Bailout Czar's Secret? Copy. Paste. Repeat.

Much of Treasury report on bailout borrowed from previous documents, panel says.

January 9, 2009— -- Cut-and-pasted reports were once the domain of high school cheats cutting corners on their term papers. Now it's apparently being done by senior government officials tasked with saving the country from another Great Depression.

Rather than write original answers to questions posed in December by a congressional oversight panel, U.S. Treasury officials appear to have creatively repurposed old testimony and even Web site copy into a 13-page report that left some questions entirely unanswered, the panel said in a new report Friday.

"The Panel is concerned that Treasury's initial response to our questions is not comprehensive and seems largely derived from earlier Treasury public statements," wrote the committee in a highly critical report released Friday morning. The panel's questions were aimed at where the bailout billions were going, and how the massive cash infusions to corporations were helping U.S. taxpayers.

A Treasury spokesperson defended the department's efforts in a statement Friday evening. "The system is fundamentally more stable" today than before Congress authorized the bailout program, the statement read. "On oversight we are cooperating fully with the GAO, the Special IG, the congressional oversight panel, and congressional committees and individual members."

Cutting and pasting aside, the panel's report slammed Treasury's handling of the $350 billion in bailout funds Congress gave it late last year.

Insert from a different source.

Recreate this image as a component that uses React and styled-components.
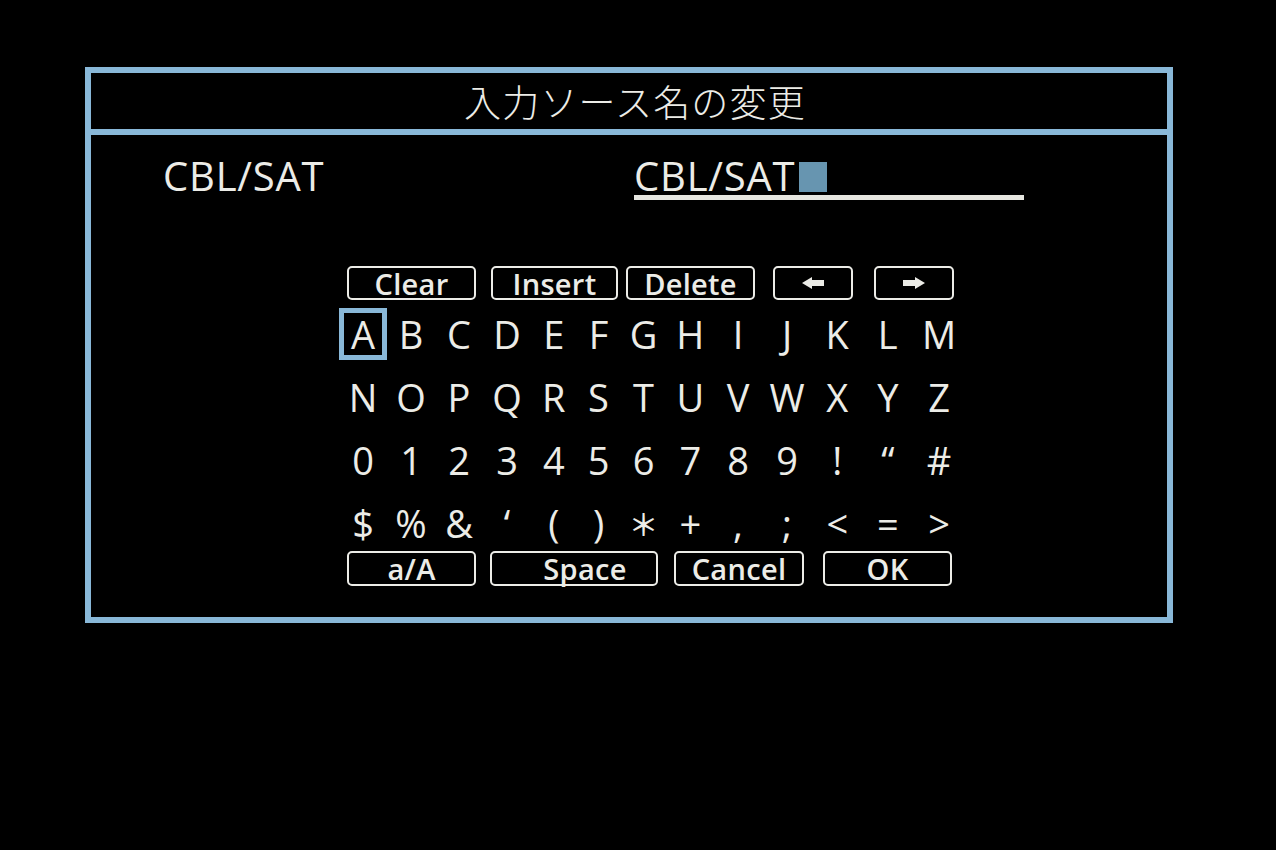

"The Panel's initial concerns about the TARP [Troubled Asset Relief Program] have only grown," the report states. The committee, chaired by Harvard Law Prof. Elizabeth Warren, is composed of experts picked by congressional leaders in late November, part of the law which created the bailout effort. It is tasked with keeping an eye on Treasury's bailout efforts.

The committee sounded alarmed that no one knew what had happened to the millions or even billions in taxpayer bailout funds given to financial institutions. "The Panel still does not know what the banks are doing with taxpayer money," it wrote. "For Treasury to advance funds to these institutions without requiring more transparency further erodes the very confidence Treasury seeks to restore."

Questions Raised "About Whether Treasury Has Complied With Congress's Intent," Panel Says

The panel pointed out that Congress had directed TARP to help taxpayers in trouble of losing their homes, but suggested Treasury had not done so. "For Treasury to take no steps to use any of this money to alleviate the foreclosure crisis raises questions about whether Treasury has complied with Congress's intent," the panel said.

The panel's report questioned whether Treasury's policy of allowing "healthy" banks access to bailout money "constitutes an effective use of funds," and said it continues to press Treasury officials on why it has not placed more demands on banks taking public money to be more transparent, reform their governance, or place more stringent caps on executive compensation.

Warren's committee sent a list of questions about TARP to Treasury Secretary Henry A. Paulson in mid-December. Two weeks later, bailout chief Neel Kashkari responded with 13 pages of text that appears to rely heavily on his previous testimony before Congress, and explanatory text taken from the Treasury.gov Web site.

The report chided Treasury for declining to explain its theory on how the credit crisis came about, and for largely failing to state what the panel considered to be meaningful ways to measure its performance.

Treasury needed to go beyond simply trying to stabilize credit markets, the committee said. It needed to also consider "how the infusion of billions of dollars to an insurance conglomerate or a credit card company" aids "the well-being of taxpayers, including homeowners threatened by foreclosure, people losing their jobs, and families unable to pay their credit cards."